Concerns with scaling Logstash when using the Aggregate filter

The aggregate filter is working great in my testing, but I'm concerned about scale because it is stateful and requires setting filter workers to 1 (-w 1 flag). We have about 150 servers, each of which will generate ~2GB of logs per day. The log structure is generally like this:

sameTaskId, start, username,size
sameTaskId,networkstats
anotherTaskId, start, username,size
sameTaskId, end, authAuditInfo
anotherTaskId,networkstats
anotherTaskId, end, authAuditInfo

We love the idea of aggregating in order to reduce storage costs and to avoid aggregating in every query, but are worried about 1 worker keeping up in real-time. How can we solve this? Based on my research, I have a few starter ideas, none of which sound ideal:

  1. Static load balancing rules - We could have each Logstash instance behind a load balancer configured to always route server traffic to the same instance. Cons: we would need to manage a large Logstash cluster and this kind of load balancing is not resilient to failures or needing to add/remove machines.
  2. Use pipeline-to-pipeline communication to fan out to multiple pipelines per machine as described here. Cons: could increase throughput of a machine, but would probably still need the static load balancing described above.
  3. Instead of the aggregate filter, use an entity-centric index as described here. I need to better understand this, but I'm concerned about the comment that the data would also be stored in the standard index. Also, I'm not sure where in the pipeline this aggregating would occur. During ingestion?
  4. Instead of the aggregate filter, use a batch process to periodically aggregate data after it is in Elasticsearch as described here. I'm open to this, but would need an example of how this could be done. Would this use the experimental "Rollup" feature or the "Transforms" feature? If not, would we have to use the API or a client SDK?

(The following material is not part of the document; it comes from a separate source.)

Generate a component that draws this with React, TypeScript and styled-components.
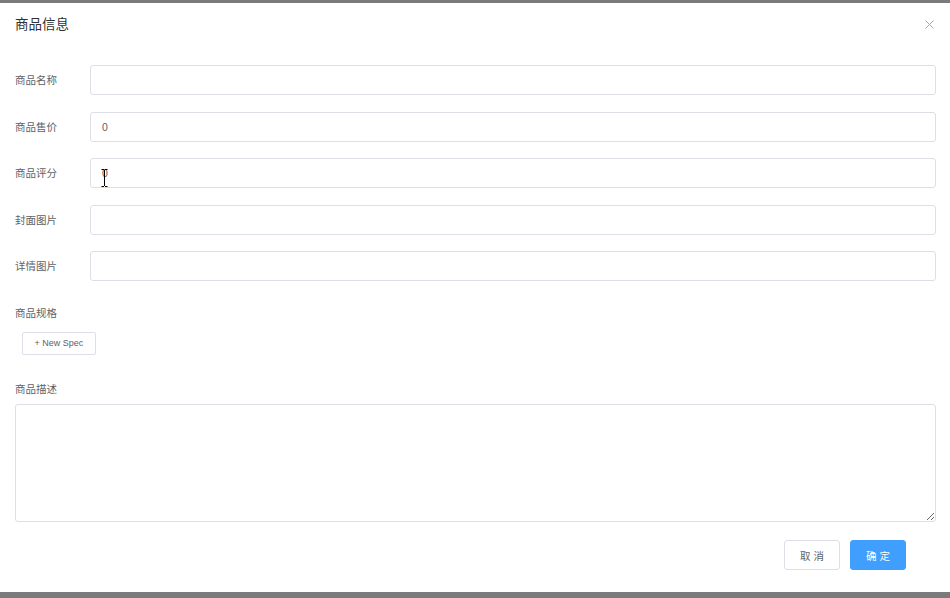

At the end of the day, I'd love to aggregate our logs, but want to be sure we can scale and observe system behavior in real-time. Thanks in advance for the input!

Transform is an implementation of the entity centric index idea, the discuss post you referenced is from before transform existed.

With transform you would write all your events into an index, better a data stream and you would use transform to create a session out of the events, basically combine x documents to write 1 document. From the example you gave I guess you want e.g. the duration (end - start), for this you need transform, rollup does not provide something like this. Both Rollup and Transform can run continuously and basically transform/rollup data as it is fed in. After the data has been processed by transform/rollup you are free to decide to delete the original data to reclaim storage space.

Can you provide an example of how the data should look like after it has been combined?

Nice! I was wondering if that was the case.

Happily! To flesh out my original example for a single task, the source log data looks like this:

taskId-1, start, timestamp, username, size
taskId-1, timestamp, networkstats
taskId-1, end, timestamp, authAuditInfo

We would like to aggregate this into a single record. For example,

taskId-1, startTimestamp, endTimestamp, duration, username, size, networkstats, authAuditInfo

As you can see, each log entry has different data fields and we would like a single record per taskId with all data fields, plus a new duration field where duration = endTimestamp - startTimestamp. Can this be done through the Transforms feature?

If so, this sounds great! My remaining concern would be about increased load on the Elasticsearch servers and how "real-time" this could be, given our data volume (150 servers generating ~2GB logs each per day).

We have some recommendations in our scaling docs. In your case I would especially look into point 4: "limit the scope of the source query". The reason: Only having a terms query would still query all data for every checkpoint. But if you know that 1 session can be worst case e.g. 30 minutes long, it helps a lot if you add a range query to source with now-30m, better now-30m/m (rounds it down to the minute).

I'll definitely keep that in mind. However, in my case a task can run for 1-2 days, so I can only limit so much.

Based on my extended example, are you able to comment on whether I can accomplish my needs with Transforms? It's not clear to me whether it can do the things I need: add fields for the same event as they trickle in and calculate a duration.

Well, than 2d + plus some worstcase based extra, makes still a difference.

Yes, calculating the duration is mentioned in the docs. With respect to adding fields: transform re-calculates the bucket, so if a event to an existing session comes in, that session gets recalculated. Docs again, it explains how this works and is useful to understand which heuristics it uses.

If there isn't an out of the box solution you always have 2 generic options: scripted_metric and ingest pipelines.

This topic was automatically closed 28 days after the last reply. New replies are no longer allowed.